Wright and Paul on Resurrection:
N.T. Wright lays out the significance of the historical resurrection of Jesus of Nazareth in his book Surprised by Hope. Therein he argues that the early Christian hope, which recapitulates and transforms the Jewish eschatological hope, was rooted in the future resurrection of God's children. The guarantee of this future resurrection was predicated upon the historical resurrection of Jesus. If Jesus was vindicated by God, so will his message and his followers be at the end of the age. But if Jesus is not risen, God has abandoned him, his message has failed, and we are wasting our time (according to Paul). Jesus is said to be the first-fruits of those who are asleep. This means that there will be a fuller harvest at the end of the age. It is a form of poetic justice: all those who have been oppressed and abused like Jesus and the outcasts he ate with -- they will be vindicated and risen up in the end.

Now Wright argues that the risen Christ was not the same Christ with the same body: his disciples didn't even recognize him at first. Paul argues upon the ground of Christ's resurrection that we will receive a new body in the resurrection, a celestial body that we do not yet understand or see. Wright refers to this as "transformed physicality": there is a continuity with physical existence, empirically and tangibly, but also a transcendent and fuller dimension to this existence. Perhaps it could be said this way: the new body is not less empirical but more fully so. It more fully exists, just as the promise held out is the promise of a "new creation," a "new heaven and new earth" that will be more fully material and real, not less so. We wont be ghosts in the clouds.

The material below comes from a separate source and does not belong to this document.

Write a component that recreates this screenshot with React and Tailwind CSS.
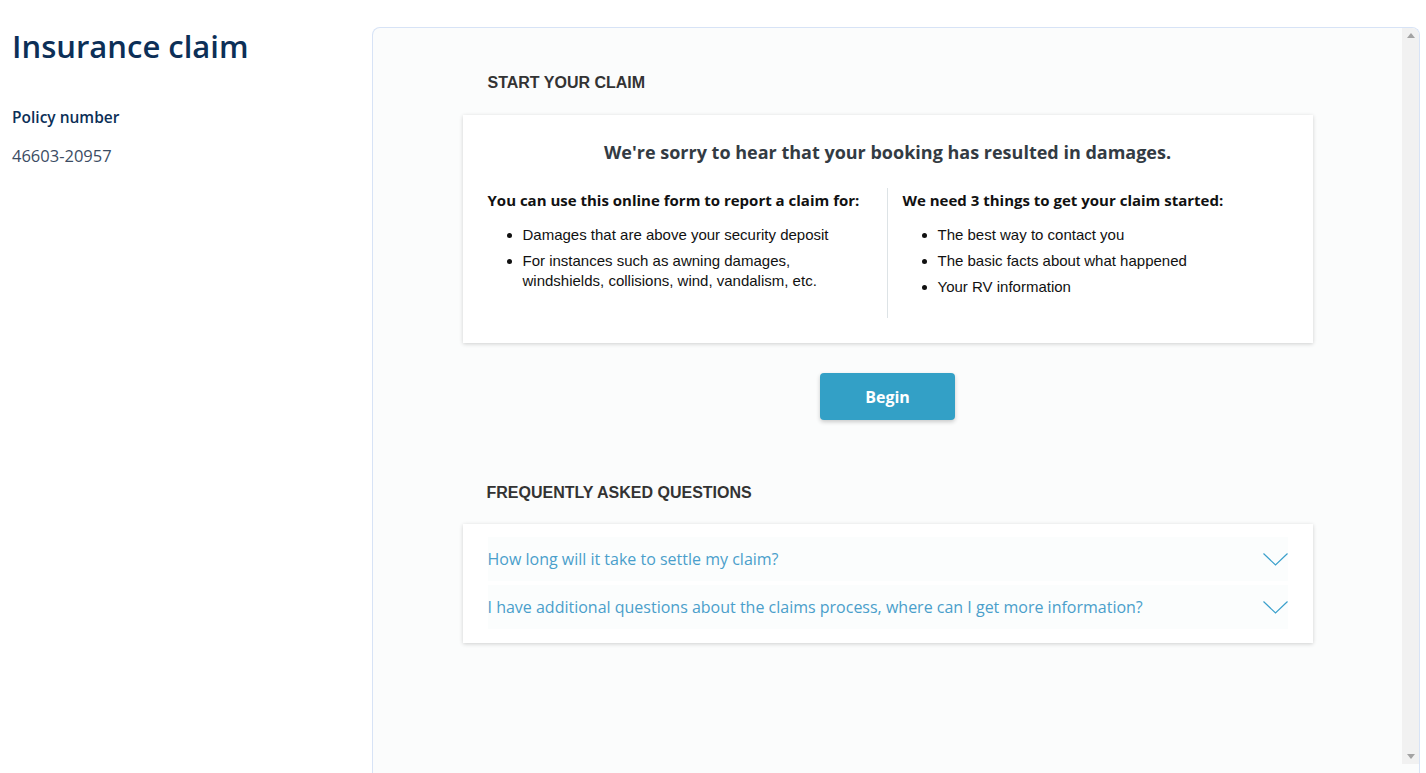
const openSans = { fontFamily: '"Open Sans", "Liberation Sans", sans-serif' };

function Chevron() {
    return (
        <svg width="25" height="13" viewBox="0 0 25 13" fill="none" className="shrink-0">
            <path d="M0.5 0.5 L12.5 12 L24.5 0.5" stroke="#3aa0cc" strokeWidth="1.2" />
        </svg>
    );
}

function FaqRow({ children }) {
    return (
        <div className="flex items-center justify-between h-[44px] bg-[#fbfdfd] text-[16px] text-[#4a9fcb] font-['Open_Sans',sans-serif]">
            <span>{children}</span>
            <Chevron />
        </div>
    );
}

export default function App() {
    return (
        <div className="w-[1426px] h-[773px] overflow-hidden bg-white flex font-['Liberation_Sans',Arial,sans-serif]">
            <aside className="w-[372px] shrink-0 pl-3 pt-[26px] font-['Open_Sans',sans-serif]">
                <h1 className="text-[31px] font-semibold text-[#0c2f57] leading-[40px]">Insurance claim</h1>
                <p className="mt-[41px] text-[15.5px] font-semibold text-[#0c2f57] leading-[20px]">Policy number</p>
                <p className="mt-[19px] text-[16.5px] text-[#3b4c63] leading-[20px]">46603-20957</p>
            </aside>

            <main className="mt-[27px] mr-[6px] flex-1 flex border border-b-0 border-[#d7e3f6] rounded-tl-[8px] rounded-tr-[8px] bg-[#fbfcfc]">
                <div className="flex-1 pt-[46px]">
                    <div className="w-[850px] mx-auto">
                        <h2 className="pl-[25px] text-[16px] font-bold text-[#333] leading-[18px]">START YOUR CLAIM</h2>

                        <section className="mt-[23px] bg-white shadow-[0_1px_4px_rgba(0,0,0,0.18)] px-[25px] pt-[24px] pb-[25px]">
                            <h3 style={openSans} className="text-center text-[18px] font-bold text-[#333b43] leading-[26px]">
                                We're sorry to hear that your booking has resulted in damages.
                            </h3>
                            <div className="mt-[23px] grid grid-cols-2">
                                <div className="border-r border-[#dde3e6] min-h-[130px]">
                                    <h4 style={openSans} className="text-[15px] font-bold text-[#111] leading-[24px]">
                                        You can use this online form to report a claim for:
                                    </h4>
                                    <ul className="mt-[13px] pl-[35px] list-disc text-[15px] text-[#111] leading-[20px] space-y-[6px] pr-6">
                                        <li>Damages that are above your security deposit</li>
                                        <li>For instances such as awning damages, windshields, collisions, wind, vandalism, etc.</li>
                                    </ul>
                                </div>
                                <div className="pl-[15px]">
                                    <h4 style={openSans} className="text-[15px] font-bold text-[#111] leading-[24px]">
                                        We need 3 things to get your claim started:
                                    </h4>
                                    <ul className="mt-[13px] pl-[35px] list-disc text-[15px] text-[#111] leading-[20px] space-y-[6px]">
                                        <li>The best way to contact you</li>
                                        <li>The basic facts about what happened</li>
                                        <li>Your RV information</li>
                                    </ul>
                                </div>
                            </div>
                        </section>

                        <div className="mt-[30px] flex justify-center">
                            <button style={openSans} className="w-[135px] h-[47px] rounded-[4px] bg-[#33a0c6] text-white text-[16px] font-bold shadow-[0_2px_4px_rgba(0,0,0,0.2)]">
                                Begin
                            </button>
                        </div>

                        <h2 className="mt-[64px] pl-[24px] text-[16px] font-bold text-[#333] leading-[18px]">FREQUENTLY ASKED QUESTIONS</h2>

                        <section className="mt-[22px] bg-white shadow-[0_1px_4px_rgba(0,0,0,0.18)] px-[25px] pt-[13px] pb-[14px] space-y-[4px]">
                            <FaqRow>How long will it take to settle my claim?</FaqRow>
                            <FaqRow>I have additional questions about the claims process, where can I get more information?</FaqRow>
                        </section>
                    </div>
                </div>

                <div className="w-[17px] shrink-0 h-[736px] bg-[#f1f1f1] rounded-tr-[7px] flex flex-col justify-between items-center py-[5px]">
                    <svg width="8" height="5" viewBox="0 0 8 5"><path d="M0 5 L4 0 L8 5 Z" fill="#a3a3a3" /></svg>
                    <svg width="8" height="5" viewBox="0 0 8 5"><path d="M0 0 L4 5 L8 0 Z" fill="#a3a3a3" /></svg>
                </div>
            </main>
        </div>
    );
}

We will be more fully human.

Jesus would have been more fully human and a foretaste of what lies beyond the eschatological horizon of his early followers' hope. What else could have drawn them out of their despair? They felt that Jesus had been a failure, and those who heard him crying out on the cross knew that he may have felt like a failure too. When Jesus was killed, so was his message. The disciples fled in despair. What could have led them to believe he had risen and been vindicated? I would argue nothing less than something very real and traumatic, something like an empirically present Christ. It's hard to imagine that they simply began to believe this as they reflected on their vivid memories of Jesus as Haight seems to think.

Haight's Fallacy:
So back to Haight. His belief that the event cannot be both historical and meta-historical is fallacious: he himself argues that Jesus mediates the presence of God as a concrete symbol. Why can the resurrection not be a concrete and mediatory symbol? In other words, the resurrection of Jesus of Nazareth as an historical event can be understood as a dialectical symbol mediating a meta-historical and transcendent reality: Jesus has been taken "up" into the life of God, vindicated and exalted over his oppressors, concretely manifested in his empirical resurrection. Again, if Jesus is the first-fruits of the new creation and the second Adam (Gk. anthropos=human, Heb. adam=human), he must be more human, not less. The Jews believed that we are not whole beings unless we have both a body and an internal life-force joined as a psychosomatic unity. Jesus has to be a holistic psychosomatic unity from the new creation to accurately/truthfully preview the ultimate eschatological outcome of God's redemptive activity in history.

Theological Consequences:
Without an historical resurrection, the central oracle of early Christian hope is lost. Christianity as a spiritual path does not get lost, nor the luminosity and wisdom of Jesus' teachings. But the particularity of the Christian hope gets lost. The message of Jesus has a lot of transformative power in itself, but the resurrection gives it teeth. Some are content losing the metaphysical singularity of the Christian message   truncated from its spiritual path; others would like to have a form of poetic justice laid out in front of the world's suffering as a guarantee to the poor and oppressed, a messianic structure of hope-against-hope offered as an historical pre-figure to a future interruption to the insane samsara of systemic injustice as well as an ultimatum laid out before the oppressive cultural forces as a challenge and a threat.